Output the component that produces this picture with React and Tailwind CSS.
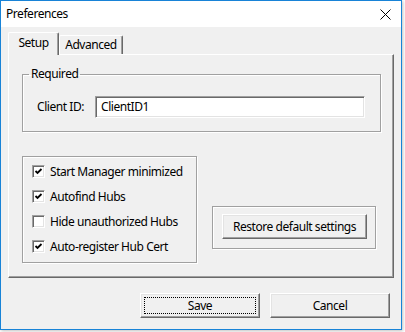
import React from 'react'

const raised =
  'border border-t-white border-l-white border-r-[#696969] border-b-[#696969] bg-[#f0f0f0] shadow-[inset_-1px_-1px_0_#a0a0a0,inset_1px_1px_0_#e3e3e3]'

function Check({ checked, label }) {
  return (
    <div className="flex h-[25px] items-center">
      <span className="flex h-[13px] w-[13px] items-center justify-center border border-t-[#a0a0a0] border-l-[#a0a0a0] border-r-white border-b-white bg-white shadow-[inset_1px_1px_0_#696969,inset_-1px_-1px_0_#e3e3e3]">
        {checked && (
          <svg width="9" height="9" viewBox="0 0 9 9">
            <path d="M1.5 4 L3.5 6 L7.5 2" fill="none" stroke="#000" strokeWidth="1.8" />
          </svg>
        )}
      </span>
      <span className="ml-[5px]">{label}</span>
    </div>
  )
}

export default function App() {
  return (
    <div className="h-[332px] w-[405px] bg-white font-['Noto_Sans',sans-serif] text-[12px] leading-[16px] tracking-[-0.45px] text-black">
      <div className="flex h-[330px] w-[402px] flex-col border border-[#1883d7] bg-[#f0f0f0] shadow-[1px_1px_3px_rgba(0,0,0,0.25)]">
        {/* title bar */}
        <div className="flex h-[26px] items-center justify-between bg-white pl-[5px] pr-[10px]">
          <span>Preferences</span>
          <svg width="11" height="11" viewBox="0 0 11 11">
            <path d="M0.5 0.5 L10.5 10.5 M10.5 0.5 L0.5 10.5" stroke="#000" strokeWidth="1" />
          </svg>
        </div>

        {/* tabs */}
        <div className="ml-[7px] flex h-[27px] items-end">
          <div className="relative z-10 -mb-px flex h-[23px] w-[51px] items-center justify-center rounded-t-[2px] border border-b-0 border-t-white border-l-white border-r-[#696969] bg-[#f0f0f0] pb-[3px] shadow-[inset_-1px_0_0_#a0a0a0]">
            Setup
          </div>
          <div className="flex h-[19px] w-[64px] items-center justify-center rounded-t-[2px] border border-b-0 border-t-white border-l-white border-r-[#696969] bg-[#f0f0f0] shadow-[inset_-1px_0_0_#a0a0a0]">
            Advanced
          </div>
        </div>

        {/* panel */}
        <div className="mx-[7px] h-[224px] border border-t-white border-l-white border-r-[#696969] border-b-[#696969] pl-[13px] pt-[11px] shadow-[inset_-1px_-1px_0_#a0a0a0]">
          <fieldset className="w-[359px] border border-[#a0a0a0] pb-[13px] shadow-[inset_1px_1px_0_#fff,1px_1px_0_#fff]">
            <legend className="ml-[6px] px-[2px] leading-[16px]">Required</legend>
            <div className="mt-[14px] flex items-center pl-[14px]">
              <span className="w-[58px]">Client ID:</span>
              <div className="flex h-[22px] w-[270px] items-center border border-t-[#a0a0a0] border-l-[#a0a0a0] border-r-white border-b-white bg-white px-[5px] shadow-[inset_1px_1px_0_#696969,inset_-1px_-1px_0_#e3e3e3]">
                ClientID1
              </div>
            </div>
          </fieldset>

          <div className="mt-[24px] flex items-start">
            <div className="h-[107px] w-[175px] border border-[#a0a0a0] pl-[9px] pt-[2px] shadow-[inset_1px_1px_0_#fff,1px_1px_0_#fff]">
              <Check checked label="Start Manager minimized" />
              <Check checked label="Autofind Hubs" />
              <Check label="Hide unauthorized Hubs" />
              <Check checked label="Auto-register Hub Cert" />
            </div>
            <div className="ml-[15px] mt-[50px] h-[43px] w-[164px] border border-[#a0a0a0] pl-[9px] pt-[7px] shadow-[inset_1px_1px_0_#fff,1px_1px_0_#fff]">
              <div className={`flex h-[25px] w-[145px] items-center justify-center ${raised}`}>
                Restore default settings
              </div>
            </div>
          </div>
        </div>

        {/* buttons */}
        <div className="mt-[15px] flex justify-end gap-[10px] pr-[11px]">
          <div className={`flex h-[25px] w-[120px] p-[3px] ${raised}`}>
            <div className="flex flex-1 items-center justify-center border border-dotted border-black">Save</div>
          </div>
          <div className={`flex h-[25px] w-[120px] items-center justify-center ${raised}`}>Cancel</div>
        </div>
      </div>
    </div>
  )
}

══════

- What the exercise asks: Transcribe the material as is, with images omitted.

- Final answer:
Output the component that produces this picture with React and Tailwind CSS.
import React from 'react'

const raised =
  'border border-t-white border-l-white border-r-[#696969] border-b-[#696969] bg-[#f0f0f0] shadow-[inset_-1px_-1px_0_#a0a0a0,inset_1px_1px_0_#e3e3e3]'

function Check({ checked, label }) {
  return (
    <div className="flex h-[25px] items-center">
      <span className="flex h-[13px] w-[13px] items-center justify-center border border-t-[#a0a0a0] border-l-[#a0a0a0] border-r-white border-b-white bg-white shadow-[inset_1px_1px_0_#696969,inset_-1px_-1px_0_#e3e3e3]">
        {checked && (
          <svg width="9" height="9" viewBox="0 0 9 9">
            <path d="M1.5 4 L3.5 6 L7.5 2" fill="none" stroke="#000" strokeWidth="1.8" />
          </svg>
        )}
      </span>
      <span className="ml-[5px]">{label}</span>
    </div>
  )
}

export default function App() {
  return (
    <div className="h-[332px] w-[405px] bg-white font-['Noto_Sans',sans-serif] text-[12px] leading-[16px] tracking-[-0.45px] text-black">
      <div className="flex h-[330px] w-[402px] flex-col border border-[#1883d7] bg-[#f0f0f0] shadow-[1px_1px_3px_rgba(0,0,0,0.25)]">
        {/* title bar */}
        <div className="flex h-[26px] items-center justify-between bg-white pl-[5px] pr-[10px]">
          <span>Preferences</span>
          <svg width="11" height="11" viewBox="0 0 11 11">
            <path d="M0.5 0.5 L10.5 10.5 M10.5 0.5 L0.5 10.5" stroke="#000" strokeWidth="1" />
          </svg>
        </div>

        {/* tabs */}
        <div className="ml-[7px] flex h-[27px] items-end">
          <div className="relative z-10 -mb-px flex h-[23px] w-[51px] items-center justify-center rounded-t-[2px] border border-b-0 border-t-white border-l-white border-r-[#696969] bg-[#f0f0f0] pb-[3px] shadow-[inset_-1px_0_0_#a0a0a0]">
            Setup
          </div>
          <div className="flex h-[19px] w-[64px] items-center justify-center rounded-t-[2px] border border-b-0 border-t-white border-l-white border-r-[#696969] bg-[#f0f0f0] shadow-[inset_-1px_0_0_#a0a0a0]">
            Advanced
          </div>
        </div>

        {/* panel */}
        <div className="mx-[7px] h-[224px] border border-t-white border-l-white border-r-[#696969] border-b-[#696969] pl-[13px] pt-[11px] shadow-[inset_-1px_-1px_0_#a0a0a0]">
          <fieldset className="w-[359px] border border-[#a0a0a0] pb-[13px] shadow-[inset_1px_1px_0_#fff,1px_1px_0_#fff]">
            <legend className="ml-[6px] px-[2px] leading-[16px]">Required</legend>
            <div className="mt-[14px] flex items-center pl-[14px]">
              <span className="w-[58px]">Client ID:</span>
              <div className="flex h-[22px] w-[270px] items-center border border-t-[#a0a0a0] border-l-[#a0a0a0] border-r-white border-b-white bg-white px-[5px] shadow-[inset_1px_1px_0_#696969,inset_-1px_-1px_0_#e3e3e3]">
                ClientID1
              </div>
            </div>
          </fieldset>

          <div className="mt-[24px] flex items-start">
            <div className="h-[107px] w-[175px] border border-[#a0a0a0] pl-[9px] pt-[2px] shadow-[inset_1px_1px_0_#fff,1px_1px_0_#fff]">
              <Check checked label="Start Manager minimized" />
              <Check checked label="Autofind Hubs" />
              <Check label="Hide unauthorized Hubs" />
              <Check checked label="Auto-register Hub Cert" />
            </div>
            <div className="ml-[15px] mt-[50px] h-[43px] w-[164px] border border-[#a0a0a0] pl-[9px] pt-[7px] shadow-[inset_1px_1px_0_#fff,1px_1px_0_#fff]">
              <div className={`flex h-[25px] w-[145px] items-center justify-center ${raised}`}>
                Restore default settings
              </div>
            </div>
          </div>
        </div>

        {/* buttons */}
        <div className="mt-[15px] flex justify-end gap-[10px] pr-[11px]">
          <div className={`flex h-[25px] w-[120px] p-[3px] ${raised}`}>
            <div className="flex flex-1 items-center justify-center border border-dotted border-black">Save</div>
          </div>
          <div className={`flex h-[25px] w-[120px] items-center justify-center ${raised}`}>Cancel</div>
        </div>
      </div>
    </div>
  )
}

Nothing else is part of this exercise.